Mr. Pepicello believes that online education will spread even faster than most survey respondents indicated. "I don't see how higher education can't go in that direction," he said. "People thought that shopping online or banking online were fads, and yet I can't tell you the last time I was in my bank. They're very nice people, and I like them, but I don't need to see them very often," thanks to online banking and ATM's.
Kenneth E. Hartman, president of Drexel University Online, a spinoff from the brick-and-mortar institution, said most college presidents have never taken an online course and have little sense of what's involved. "It's like asking someone, 'How do you like driving a Ferrari versus a Hyundai?' when they don't even have their driver's license," he said.
But even presidents who had never entered an online classroom had a better sense of distance learning than the general public does, said Molly Corbett Broad, president of the American Council on Education. "There is an excitement about the potential" of online learning to expand access and reduce costs, she said. She did note that online education fits the missions of some institutions better than others, which may explain the greater skepticism among leaders of private colleges that focus on a residential experience.

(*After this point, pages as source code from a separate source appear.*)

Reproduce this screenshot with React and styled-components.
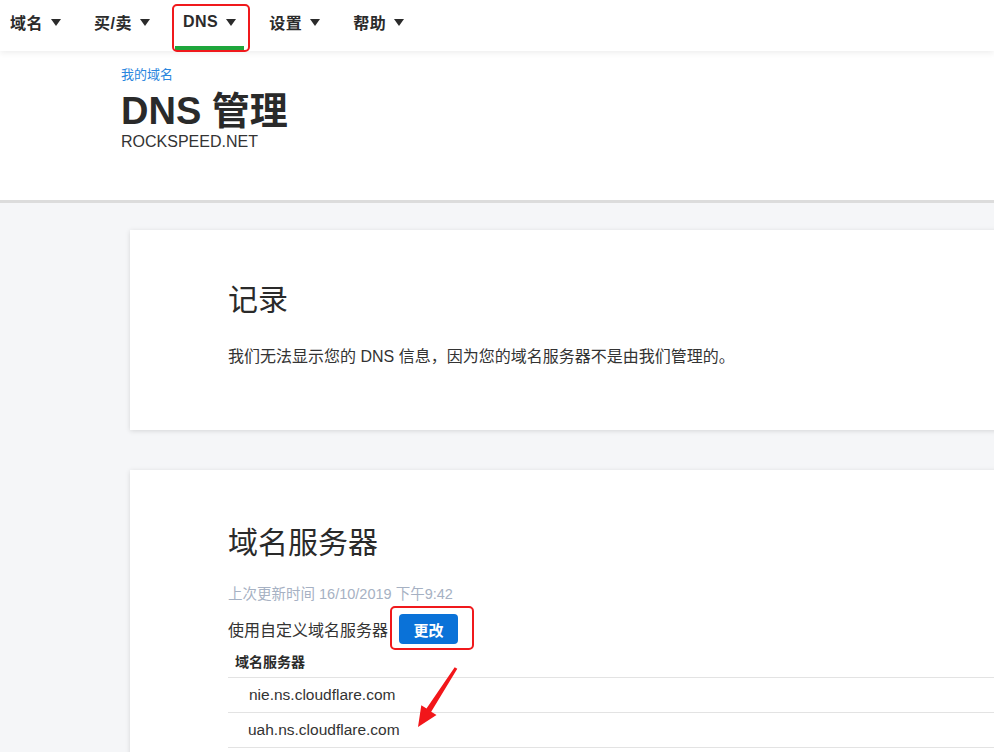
import React from "react";
import styled, { createGlobalStyle } from "styled-components";

const Global = createGlobalStyle`
  html, body { margin: 0; padding: 0; }
  body {
    background: #f5f6f8;
    font-family: "Liberation Sans", "Noto Sans CJK SC", sans-serif;
    color: #333;
    overflow: hidden;
    width: 994px;
    height: 752px;
  }
`;

const Page = styled.div`
  width: 994px;
  min-height: 752px;
  overflow: hidden;
`;

const Nav = styled.nav`
  position: relative;
  z-index: 2;
  display: flex;
  gap: 17px;
  height: 51px;
  padding-left: 2px;
  background: #fff;
  box-shadow: 0 2px 6px rgba(0, 0, 0, 0.07);
`;

const NavItem = styled.div`
  position: relative;
  display: flex;
  align-items: center;
  box-sizing: border-box;
  height: 50px;
  padding: 0 8px 2px;
  border-bottom: 4px solid ${(p) => (p.$active ? "#1ea63b" : "transparent")};
  font-size: 16px;
  font-weight: 700;
  letter-spacing: 0.5px;
  color: #2b2b2b;
  white-space: nowrap;
`;

const Caret = styled.span`
  display: inline-block;
  width: 0;
  height: 0;
  margin-left: 8px;
  border-left: 5px solid transparent;
  border-right: 5px solid transparent;
  border-top: 7px solid #2b2b2b;
`;

const RedBox = styled.span`
  position: absolute;
  left: ${(p) => p.$l}px;
  right: ${(p) => p.$r}px;
  top: ${(p) => p.$t}px;
  bottom: ${(p) => p.$b}px;
  border: 2px solid #f0191c;
  border-radius: 5px;
  pointer-events: none;
`;

const Header = styled.header`
  background: #fff;
  padding: 15px 0 48px 121px;
  border-bottom: 3px solid #dcdcdc;
`;

const Crumb = styled.div`
  font-size: 13px;
  line-height: 18px;
  color: #2a86de;
`;

const Title = styled.h1`
  margin: 5px 0 0;
  font-size: 38px;
  line-height: 44px;
  font-weight: 700;
  color: #2a2a2a;
`;

const Domain = styled.div`
  margin-top: -1px;
  font-size: 16px;
  line-height: 20px;
  color: #333;
`;

const Main = styled.main`
  display: flex;
  flex-direction: column;
  gap: 40px;
  padding: 27px 0 0 130px;
`;

const Card = styled.section`
  position: relative;
  box-sizing: border-box;
  width: 940px;
  height: ${(p) => (p.$h ? `${p.$h}px` : "auto")};
  padding: ${(p) => p.$pt}px 0 40px 98px;
  background: #fff;
  box-shadow: 0 1px 5px rgba(0, 0, 0, 0.13);
`;

const CardTitle = styled.h2`
  margin: 0;
  font-size: 30px;
  line-height: 36px;
  font-weight: 400;
  color: #2a2a2a;
`;

const Para = styled.p`
  margin: 27px 0 0;
  font-size: 16px;
  line-height: 24px;
  color: #333;
`;

const Updated = styled.div`
  margin-top: 23px;
  font-size: 14.5px;
  line-height: 20px;
  color: #a6b1c3;
`;

const CustomRow = styled.div`
  display: flex;
  align-items: center;
  height: 30px;
  margin-top: 10px;
  font-size: 16px;
  color: #333;
`;

const ButtonWrap = styled.span`
  position: relative;
  margin-left: 11px;
  display: inline-flex;
`;

const Button = styled.button`
  width: 59px;
  height: 30px;
  border: none;
  border-radius: 4px;
  background: #0a72d8;
  color: #fff;
  font-family: inherit;
  font-size: 15px;
  font-weight: 700;
  padding: 0;
`;

const Table = styled.div`
  display: flex;
  flex-direction: column;
`;

const HeadCell = styled.div`
  display: flex;
  align-items: center;
  height: 33px;
  padding: 0 7px;
  font-size: 14px;
  font-weight: 700;
  color: #2b2b2b;
  border-bottom: 1px solid #e3e3e3;
`;

const Row = styled.div`
  display: flex;
  align-items: center;
  height: 34px;
  padding-left: ${(p) => p.$indent}px;
  font-size: 15.5px;
  color: #333;
  border-bottom: 1px solid #e3e3e3;
`;

const Arrow = styled.svg`
  position: absolute;
  left: 280px;
  top: 195px;
`;

export default function App() {
  const nav = ["域名", "买/卖", "DNS", "设置", "帮助"];
  return (
    <Page>
      <Global />
      <Nav>
        {nav.map((n) => (
          <NavItem key={n} $active={n === "DNS"}>
            {n}
            <Caret />
            {n === "DNS" && <RedBox $l={-3} $r={-6} $t={4} $b={-6} />}
          </NavItem>
        ))}
      </Nav>
      <Header>
        <Crumb>我的域名</Crumb>
        <Title>DNS 管理</Title>
        <Domain>ROCKSPEED.NET</Domain>
      </Header>
      <Main>
        <Card $h={200} $pt={52}>
          <CardTitle>记录</CardTitle>
          <Para>我们无法显示您的 DNS 信息，因为您的域名服务器不是由我们管理的。</Para>
        </Card>
        <Card $pt={55}>
          <CardTitle>域名服务器</CardTitle>
          <Updated>上次更新时间 16/10/2019 下午9:42</Updated>
          <CustomRow>
            使用自定义域名服务器
            <ButtonWrap>
              <Button>更改</Button>
              <RedBox $l={-9} $r={-16} $t={-8} $b={-6} />
            </ButtonWrap>
          </CustomRow>
          <Table>
            <HeadCell>域名服务器</HeadCell>
            <Row $indent={21}>nie.ns.cloudflare.com</Row>
            <Row $indent={20}>uah.ns.cloudflare.com</Row>
          </Table>
          <Arrow width="56" height="70" viewBox="0 0 56 70">
            <polygon
              points="47.3,3.8 21.2,46.7 26.5,50 8,62 11.3,40.3 16.5,43.6 44.7,2.2"
              fill="#f2161a"
            />
          </Arrow>
        </Card>
      </Main>
    </Page>
  );
}
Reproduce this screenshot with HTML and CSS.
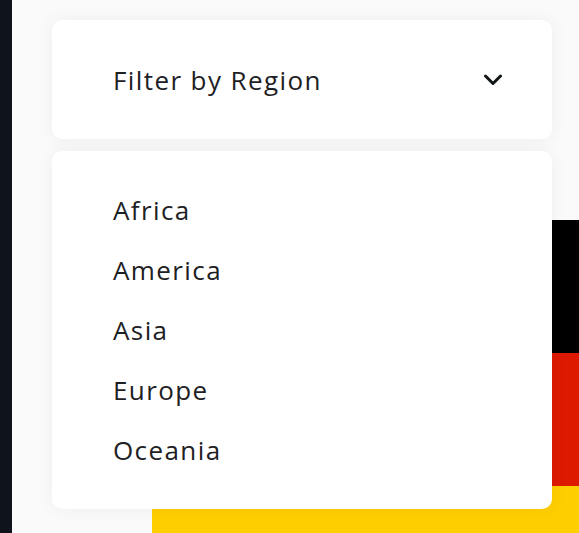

Indeed, most presidents who responded to the survey predicted continued growth in online offerings. About half of the presidents said that in 10 years, the majority of college students will take at least one college course online. Today, only 15 percent of the presidents said most of their students had taken an online course.
The presidents also were bullish about online educational tools. For instance, they saw a bright future for e-textbooks. Sixty-two percent said more than half of students' textbooks will be digital in 10 years.
College presidents appear to be more tech-savvy than members of the public are. About half of the presidents said they used a tablet computer, for instance, compared with only 8 percent of the American adults surveyed. Presidents are also slightly more likely than the general public to use Facebook (50 percent, compared with 45 percent of the public) and Twitter (18 percent of presidents and 10 percent of the public).
"I would have expected even higher," said Ms. Broad. "When this is your profession, it's an important responsibility to try to stay ahead of the curve, or at least not stay too far behind the curve."
College presidents reported some downsides of technology use at their institutions. Fifty-five percent of the respondents said student plagiarism on assignments has increased in the past 10 years, and of those who saw an increase, 89 percent said computers and the Internet had played a major role.
Mr. Hartman predicted that the future for many colleges will most likely include new mixes of online and in-person teaching. For instance, he said, more residential colleges will offer students the option of taking courses on campus two days a week and picking up the rest of their coursework online, so they can hold jobs while keeping up with their studies, and without completely forgoing time in the traditional college setting.
"Right now the schedule is set up to be convenient to the institution," he said of most colleges. "Blended instruction provides an opportunity for students to structure their schedules so they are much more productive."